In light of these changes in perception, the presenters went on to explore a variety of factors identified in the research literature that may influence or contribute to these changes, such as:
- Positive attitudes towards marijuana use
- Perception of greater availability of marijuana
- Perceived use of marijuana among friends
They also highlighted factors that have been shown to reduce the likelihood of youth marijuana use, such as intention not to use marijuana and having parents and peers who disapprove of marijuana use.
The presenters emphasized the importance of identifying the priority risk and protective factors at play in a community prior to selecting strategies or interventions, and referred participants to the CAPT decision-support tool Risk and Protective Factors Associated with Youth Marijuana Use – 2014 (PDF | 1.2 MB). According to Rots, the changing landscape of marijuana “requires prevention providers to have a deep understanding of the particular community conditions in which they live [that are] associated with youth marijuana use, and to have the capacity to make really sound decisions about those community conditions they will target, as well as the strategies they will be selecting to address those issues.”
To help practitioners make these sound decisions, the second half of the webinar focused on evidence-based strategies for preventing youth marijuana use that aim to lower youth perception of harm. To increase the likelihood of achieving desired outcomes, presenters recommended taking a comprehensive approach: putting in place a combination of strategies—such as targeting youth and their parents, schools, and/or communities—to ensure depth and reach. But more important than the number of strategies, they cautioned, is selecting strategies with demonstrated outcomes. For guidance in this area, they referred participants to the CAPT tool Strategies and Interventions to Prevent Youth Marijuana Use: An At-a-Glance Resource – 2014 (PDF | 1.6 MB).
Finally, presenters acknowledged that the research on strategies targeting perception of harm is relatively scarce, and broached the question of what to do when there is no relevant evidence-based strategy for a particular risk or protective factor that a community wants to address. In this situation, they suggested that practitioners consider strategies that have been effective for other substance use issues, such as underage drinking, and to think about the lessons learned from the implementation of those strategies that could be applied to preventing youth marijuana use.

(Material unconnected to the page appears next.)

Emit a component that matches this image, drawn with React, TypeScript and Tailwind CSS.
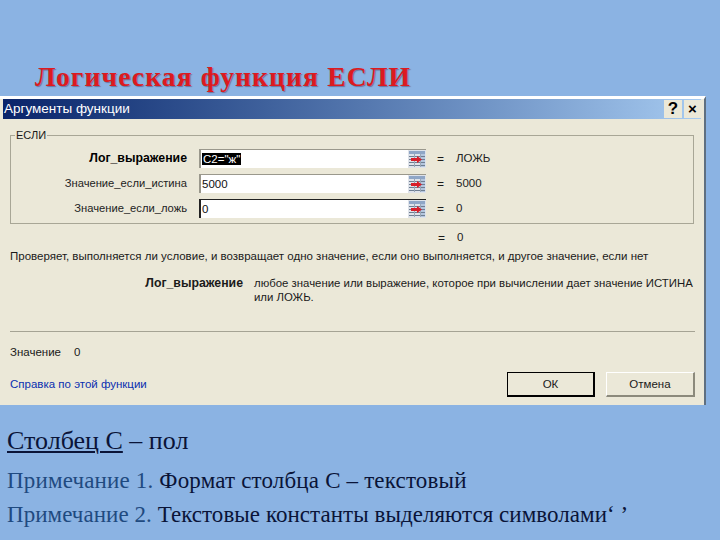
const sans = "font-['Liberation_Sans',Arial,sans-serif]";

function RefIcon() {
  return (
    <svg width="18" height="18" viewBox="0 0 18 18" className="shrink-0">
      <rect x="0" y="0" width="18" height="18" fill="#dfe3ea" />
      <rect x="1" y="1" width="16" height="3" fill="#8fa6c6" />
      <rect x="12" y="4" width="5" height="13" fill="#b4c6de" />
      <path d="M1 6.5h16M1 9.5h16M1 12.5h16M1 15.5h16" stroke="#6f7f93" strokeWidth="1" />
      <path d="M6.5 4v13M12.5 4v13" stroke="#9aa7b8" strokeWidth="1" />
      <path d="M3 8h6V6l5 3.5-5 3.5v-2H3z" fill="#d81e2a" />
    </svg>
  );
}

function ArgRow({ label, value, result, bold, selected, dark }: { label: string; value: string; result: string; bold?: boolean; selected?: boolean; dark?: boolean }) {
  return (
    <div className="flex items-center h-[19px]">
      <div className={`w-[176px] shrink-0 text-right ${bold ? 'text-[12.3px] font-bold text-black' : 'text-[11.2px] text-[#222]'}`}>{label}</div>
      <div className={`ml-[12px] w-[227px] h-[19px] flex items-center bg-white border-l-2 border-t ${dark ? 'border-[#222]' : 'border-[#9a988c]'} pl-[1px]`}>
        <span className={`flex-1 text-[11.5px] leading-[14px] ${selected ? '' : 'text-[#111]'}`}>
          <span className={selected ? 'bg-black text-white px-[1px]' : ''}>{value}</span>
        </span>
        <RefIcon />
      </div>
      <span className="ml-[11px] w-[19px] text-[12px]">=</span>
      <span className="text-[11.5px] text-[#222]">{result}</span>
    </div>
  );
}

export default function App() {
  return (
    <div className="w-[720px] h-[540px] overflow-hidden bg-[#8bb3e3] flex flex-col">
      <h1 className="h-[96px] pt-[60px] pl-[35px] font-['Liberation_Serif',serif] font-bold text-[27.5px] leading-[34px] tracking-[1.15px] text-[#dc1a20] [text-shadow:1px_1px_1px_rgba(90,70,110,0.6)]">
        Логическая функция ЕСЛИ
      </h1>

      <div className={`w-[706px] h-[309px] shrink-0 bg-[#ebe8d8] border-t-[3px] border-t-white border-r-[2px] border-r-[#5f6f80] flex flex-col text-[#1a1a1a] ${sans}`}>
        <div className="mx-[3px] h-[20px] shrink-0 flex items-center justify-between bg-gradient-to-r from-[#0a246a] to-[#a6caf0] pl-[1px] pr-[0px]">
          <span className="text-white text-[13.5px]">Аргументы функции</span>
          <div className="flex gap-[2px]">
            <div className="w-[18px] h-[18px] bg-[#ebe8d8] flex items-center justify-center font-bold text-[17px] text-black">?</div>
            <div className="w-[17px] h-[18px] bg-[#ebe8d8] flex items-center justify-center font-bold text-[15px] text-black">×</div>
          </div>
        </div>

        <div className="relative mt-[16px] ml-[10px] w-[684px] h-[89px] shrink-0 border border-[#a8a696] pt-[13px] flex flex-col gap-[6px]">
          <span className="absolute -top-[8px] left-[4px] bg-[#ebe8d8] px-[1px] text-[11px] leading-[14px]">ЕСЛИ</span>
          <ArgRow label="Лог_выражение" value={'С2="ж"'} result="ЛОЖЬ" bold selected />
          <ArgRow label="Значение_если_истина" value="5000" result="5000" />
          <ArgRow label="Значение_если_ложь" value="0" result="0" dark />
        </div>

        <div className="mt-[7px] h-[14px] pl-[438px] flex items-center text-[11.5px]">
          <span className="w-[19px] text-[12px]">=</span>
          <span>0</span>
        </div>
        <div className="mt-[4px] pl-[10px] h-[14px] text-[11.5px] leading-[14px] whitespace-nowrap">
          Проверяет, выполняется ли условие, и возвращает одно значение, если оно выполняется, и другое значение, если нет
        </div>
        <div className="mt-[13px] flex text-[11.4px] leading-[14px]">
          <div className="w-[243px] shrink-0 text-right font-bold text-[12.3px]">Лог_выражение</div>
          <div className="ml-[11px] w-[445px]">любое значение или выражение, которое при вычислении дает значение ИСТИНА или ЛОЖЬ.</div>
        </div>
        <div className="mt-[27px] ml-[10px] mr-[9px] h-[1px] shrink-0 bg-[#a5a394]" />
        <div className="mt-[13px] pl-[10px] flex flex-col text-[11.5px] leading-[14px] relative">
          <div className="flex"><span className="w-[64px]">Значение</span><span>0</span></div>
          <div className="mt-[18px] flex items-center justify-between">
            <span className="text-[#0a2fb0]">Справка по этой функции</span>
          </div>
          <div className="absolute right-[9px] top-[27px] flex gap-[11px]">
            <div className="w-[88px] h-[25px] bg-[#ebe8d8] border border-black border-b-2 border-r-2 flex items-center justify-center">ОК</div>
            <div className="w-[89px] h-[25px] bg-[#ebe8d8] border border-white border-b-2 border-r-2 border-r-[#8c8a7c] border-b-[#8c8a7c] flex items-center justify-center">Отмена</div>
          </div>
        </div>
      </div>

      <div className="pl-[7px] pt-[19px] font-['Liberation_Serif',serif] text-[23px] tracking-[0.17px] leading-[34px] text-[#0a1438]">
        <div className="text-[26px] tracking-normal"><span className="underline decoration-2 underline-offset-2">Столбец С</span> – пол</div>
        <div className="mt-[6px]"><span className="text-[#1f4a80]">Примечание 1.</span> Формат столбца С – текстовый</div>
        <div className="tracking-[0.05px]"><span className="text-[#1f4a80]">Примечание 2.</span> Текстовые константы выделяются символами‘ ’</div>
      </div>
    </div>
  );
}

Throughout the event, participants were encouraged to exchange ideas in an online “chat” box and pose questions to the presenters. “There’s a huge desire for information on youth marijuana use,” says Rots. “We had a solid stream of questions coming in throughout the event—to better understand the implications of the current context of youth marijuana usage, as well as on what will work to make a difference. We were glad for the opportunity to answer these questions, but they also underscored how far we still need to go to identify the best approach for addressing this growing problem.”